The authorities in Jakarta are getting set to sink just over $5bn in the new Indonesian sovereign wealth fund that it hopes will attract a further $15bn from abroad. The funds will be used to help the country’s economy weather the effects of the coronavirus pandemic, improve its infrastructure and boost its healthcare, energy, tourism and technology sectors. Finance Minister Sri Mulyani Indrawati said that $2bn of the capital would be committed in cash, while the remainder would be in the form of shares in state-owned enterprises (SOEs) and other state assets.
“The model of this sovereign wealth fund is a combination of development and stabilisation fund and we would use other international sovereign wealth funds as the standard for best practice,” she said. “We hope we can get reputable strategic partners so we can develop these assets to attract investment better.”

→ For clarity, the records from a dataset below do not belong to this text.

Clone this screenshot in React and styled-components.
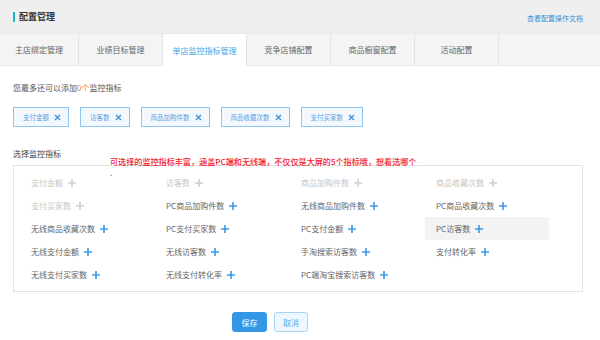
import React from 'react';
import styled, { createGlobalStyle } from 'styled-components';

const GlobalStyle = createGlobalStyle`
  body {
    margin: 0;
    background: #fff;
    font-family: "Noto Sans CJK SC", "Noto Sans", sans-serif;
  }
`;

const Page = styled.div`
  width: 600px;
  height: 340px;
  overflow: hidden;
  position: relative;
`;

const Header = styled.div`
  height: 33px;
  background: #efefef;
  display: flex;
  align-items: center;
  justify-content: space-between;
  padding: 0 17px 0 13px;
  box-sizing: border-box;
`;

const Title = styled.div`
  display: flex;
  align-items: center;
  gap: 4px;
  font-size: 9px;
  font-weight: 700;
  color: #333;
  &::before {
    content: '';
    width: 2px;
    height: 10px;
    background: #1fb3c4;
  }
`;

const DocLink = styled.a`
  font-size: 7px;
  color: #3a8fd6;
  text-decoration: none;
  margin-top: 2px;
`;

const Tabs = styled.div`
  height: 33px;
  background: #f4f4f4;
  display: flex;
  border-top: 1px solid #e8e8e8;
  border-bottom: 1px solid #e8e8e8;
  box-sizing: border-box;
`;

const Tab = styled.div`
  width: ${p => (p.$first ? 79 : 84)}px;
  flex: none;
  box-sizing: border-box;
  border-right: 1px solid #e4e4e4;
  display: flex;
  align-items: center;
  justify-content: center;
  font-size: 8px;
  color: ${p => (p.$active ? '#4aa3e8' : '#666')};
  background: ${p => (p.$active ? '#fff' : 'transparent')};
  margin-bottom: ${p => (p.$active ? '-1px' : '0')};
`;

const Content = styled.div`
  padding: 0 17px 0 13px;
  position: relative;
`;

const Hint = styled.div`
  font-size: 8px;
  color: #555;
  margin-top: 16px;
  line-height: 12px;
  em {
    font-style: normal;
    color: #ff7a22;
  }
`;

const TagRow = styled.div`
  display: flex;
  gap: 11px;
  margin-top: 13px;
`;

const Tag = styled.div`
  height: 20px;
  box-sizing: border-box;
  border: 1px solid #8ec6f2;
  background: #f2f8fe;
  display: flex;
  align-items: center;
  gap: 5px;
  padding: 0 7px 0 9px;
  font-size: 6.5px;
  color: #5aa2e0;
`;

const SectionTitle = styled.div`
  font-size: 8px;
  color: #444;
  margin-top: 21px;
  line-height: 12px;
`;

const Note = styled.div`
  position: absolute;
  left: 110px;
  top: 156px;
  width: 308px;
  font-size: 8.1px;
  line-height: 11px;
  color: #f5222d;
  font-weight: 500;
`;

const Panel = styled.div`
  margin-top: 5px;
  border: 1px solid #e2e2e2;
  padding: 5px 6px;
  display: grid;
  grid-template-columns: repeat(4, 124px);
  column-gap: 11px;
`;

const Item = styled.div`
  height: 23px;
  display: flex;
  align-items: center;
  gap: 5px;
  padding-left: 11px;
  font-size: 8px;
  color: ${p => (p.$off ? '#c6c6c6' : '#666')};
  background: ${p => (p.$hover ? '#f3f3f3' : 'transparent')};
`;

const Actions = styled.div`
  display: flex;
  gap: 7px;
  margin: 20px 0 0 219px;
`;

const Button = styled.button`
  height: 20px;
  width: ${p => p.$w}px;
  padding: 0;
  border-radius: 3px;
  font-family: inherit;
  font-size: 8px;
  border: 1px solid ${p => (p.$primary ? '#3497e6' : '#a8d2f5')};
  background: ${p => (p.$primary ? '#3497e6' : '#eef7ff')};
  color: ${p => (p.$primary ? '#fff' : '#5aa9e6')};
`;

const Cross = () => (
  <svg width="7" height="7" viewBox="0 0 7 7">
    <path d="M1 1L6 6M6 1L1 6" stroke="#3f92d9" strokeWidth="1.4" />
  </svg>
);

const Plus = ({ off }) => (
  <svg width="8" height="8" viewBox="0 0 8 8">
    <path d="M4 0V8M0 4H8" stroke={off ? '#cfcfcf' : '#3d97e8'} strokeWidth="1.6" />
  </svg>
);

const tabs = ['主店绑定管理', '业绩目标管理', '单店监控指标管理', '竞争店铺配置', '商品橱窗配置', '活动配置'];
const tags = ['支付金额', '访客数', '商品加购件数', '商品收藏次数', '支付买家数'];
const items = [
  ['支付金额', 1], ['访客数', 1], ['商品加购件数', 1], ['商品收藏次数', 1],
  ['支付买家数', 1], ['PC商品加购件数'], ['无线商品加购件数'], ['PC商品收藏次数'],
  ['无线商品收藏次数'], ['PC支付买家数'], ['PC支付金额'], ['PC访客数', 0, 1],
  ['无线支付金额'], ['无线访客数'], ['手淘搜索访客数'], ['支付转化率'],
  ['无线支付买家数'], ['无线支付转化率'], ['PC端淘宝搜索访客数'],
];

export default function App() {
  return (
    <Page>
      <GlobalStyle />
      <Header>
        <Title>配置管理</Title>
        <DocLink>查看配置操作文档</DocLink>
      </Header>
      <Tabs>
        {tabs.map((t, i) => (
          <Tab key={t} $first={i === 0} $active={i === 2}>{t}</Tab>
        ))}
      </Tabs>
      <Content>
        <Hint>您最多还可以添加<em>0个</em>监控指标</Hint>
        <TagRow>
          {tags.map(t => (
            <Tag key={t}>{t}<Cross /></Tag>
          ))}
        </TagRow>
        <SectionTitle>选择监控指标</SectionTitle>
        <Panel>
          {items.map(([t, off, hover]) => (
            <Item key={t} $off={off} $hover={hover}>{t}<Plus off={off} /></Item>
          ))}
        </Panel>
        <Actions>
          <Button $primary $w={35}>保存</Button>
          <Button $w={34}>取消</Button>
        </Actions>
      </Content>
      <Note>可选择的监控指标丰富，涵盖PC端和无线端，不仅仅是大屏的5个指标哦，想看选哪个 .</Note>
    </Page>
  );
}
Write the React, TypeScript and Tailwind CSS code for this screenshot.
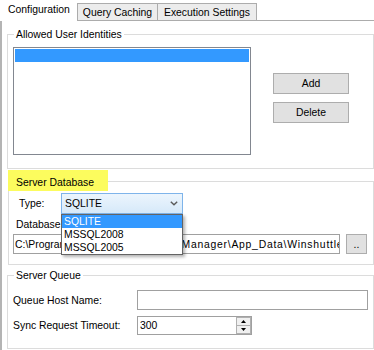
import React from "react";

function Group({ caption, className, children }: { caption: React.ReactNode; className: string; children: React.ReactNode }) {
  return (
    <div className={`relative border border-[#dcdcdc] ${className}`}>
      <div className="absolute -top-[7px] left-[6px] bg-white px-[2px] leading-[13px]">{caption}</div>
      {children}
    </div>
  );
}

function Btn({ children, className }: { children: React.ReactNode; className: string }) {
  return (
    <div className={`flex items-center justify-center border border-[#adadad] bg-[#e1e1e1] ${className}`}>{children}</div>
  );
}

function Arrow({ up }: { up?: boolean }) {
  return (
    <svg width="5" height="3" viewBox="0 0 5 3">
      <path d={up ? "M2.5 0 L5 3 L0 3 Z" : "M0 0 L5 0 L2.5 3 Z"} fill="#000" />
    </svg>
  );
}

export default function App() {
  return (
    <div className="h-[350px] w-[374px] overflow-hidden bg-white font-['Liberation_Sans',Arial,sans-serif] text-[10.4px] leading-[13px] text-black">
      {/* tab strip */}
      <div className="flex h-[21px] items-end">
        <div className="flex h-[21px] w-[77px] items-center bg-white pb-[2px] pl-[8px]">Configuration</div>
        <div className="flex h-[18px] w-[80px] items-center justify-center border-t border-b border-l border-[#acacac] bg-[#ececec]">
          Query Caching
        </div>
        <div className="flex h-[18px] w-[100px] items-center justify-center border border-[#acacac] bg-[#ececec]">
          Execution Settings
        </div>
        <div className="h-[18px] flex-1 border-b border-[#acacac]" />
      </div>

      {/* tab page */}
      <div className="flex h-[329px] flex-col border-l-2 border-[#b4b4b4]">
        <Group caption="Allowed User Identities" className="mt-[13px] ml-[5px] h-[135px] w-[367px]">
          <div className="flex pt-[12px] pl-[5px]">
            <div className="h-[108px] w-[238px] border border-[#828790] bg-white p-[1px]">
              <div className="h-[13px] bg-[#3399ff]" />
            </div>
            <div className="ml-[22px] flex flex-col gap-[8px] pt-[26px]">
              <Btn className="h-[21px] w-[76px]">Add</Btn>
              <Btn className="h-[21px] w-[76px]">Delete</Btn>
            </div>
          </div>
        </Group>

        <div className="relative mt-[12px] ml-[6px] h-[84px] w-[366px] border border-[#dcdcdc]">
          <div className="absolute -top-[12px] -left-[1px] h-[21px] w-[100px] bg-[#fcfc5e] pt-[6px] pl-[8px]">Server Database</div>
          <div className="flex items-center pt-[11px] pl-[10px]">
            <div className="w-[42px]">Type:</div>
            <div className="relative h-[21px] w-[122px]">
              <div className="flex h-full items-center justify-between border border-[#7eb4ea] bg-gradient-to-b from-[#ecf5fd] to-[#d6e9f9] pr-[4px] pl-[3px]">
                <span>SQLITE</span>
                <svg width="8" height="5" viewBox="0 0 8 5">
                  <path d="M0.8 0.8 L4 3.8 L7.2 0.8" fill="none" stroke="#5a5a5a" strokeWidth="1.4" />
                </svg>
              </div>
              <div className="absolute top-[21px] left-0 z-10 w-[122px] border border-[#646464] bg-white shadow-[2px_2px_3px_rgba(0,0,0,0.3)]">
                <div className="h-[13px] bg-[#3399ff] pl-[2px] text-white">SQLITE</div>
                <div className="h-[13px] pl-[2px]">MSSQL2008</div>
                <div className="h-[13px] pl-[2px]">MSSQL2005</div>
              </div>
            </div>
          </div>
          <div className="mt-[4px] pl-[7px]">Database</div>
          <div className="mt-[3px] flex pl-[4px]">
            <div className="flex h-[20px] w-[327px] items-center overflow-hidden border border-[#a0a0a0] pl-[1px] whitespace-nowrap">
              C:\Program Files\Winshuttle\Server
              <span className="tracking-[0.75px]">\Manager\App_Data\Winshuttle.db</span>
            </div>
            <Btn className="ml-[6px] h-[20px] w-[21px]">..</Btn>
          </div>
        </div>

        <Group caption="Server Queue" className="mt-[10px] ml-[5px] h-[74px] w-[367px]">
          <div className="flex items-center pt-[14px] pl-[5px]">
            <div className="w-[124px]">Queue Host Name:</div>
            <div className="h-[20px] w-[231px] border border-[#a0a0a0]" />
          </div>
          <div className="mt-[6px] flex items-center pl-[5px]">
            <div className="w-[124px]">Sync Request Timeout:</div>
            <div className="flex h-[19px] w-[115px] border border-[#a0a0a0]">
              <div className="flex flex-1 items-center pl-[2px]">300</div>
              <div className="flex w-[15px] flex-col">
                <div className="flex h-[9px] items-center justify-center border border-[#b0b0b0] bg-[#f0f0f0]">
                  <Arrow up />
                </div>
                <div className="flex h-[8px] items-center justify-center border border-t-0 border-[#b0b0b0] bg-[#f0f0f0]">
                  <Arrow />
                </div>
              </div>
            </div>
          </div>
        </Group>
      </div>
    </div>
  );
}
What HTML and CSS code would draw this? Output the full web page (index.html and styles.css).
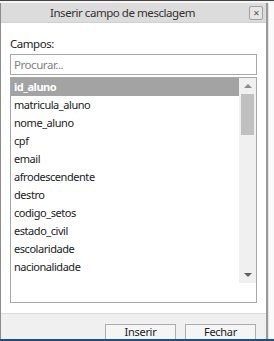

The UAE, the Japanese Softbank conglomerate and the US-based International Development Finance Corporation (IFDC) have already been lined up to invest in the fund, according to officials.
Authorisation for the new Indonesian sovereign wealth fund – known officially as the Investment Authority Indonesia – was enshrined in the Omnibus Law on Job Creation that was given the seal of approval by the Indonesian House of Representatives earlier this month. The law was met with widespread protests and criticism from labor unions and civil groups over its potentially negative impact on labor rights and the environment, with thousands of workers and students protesting across the country as they joined in a three-day national strike
The new law is intended in make doing business in Indonesia easier by reducing red tape, simplifying land acquisition processes, easing restrictions on foreign investment, loosening labor laws and providing more incentives to free-trade zones.
President Joko Widodo’s government hopes that the reforms will also allow Indonesia to capitalise on shifts in global manufacturing supply chains brought on by the current US-China trade war. This has prompted many multinationals to seek to diversify their supply chains away from China to elsewhere in Asia. While some have relocated their operations to Indonesia, the local business environment is acknowledged to have kept their numbers down.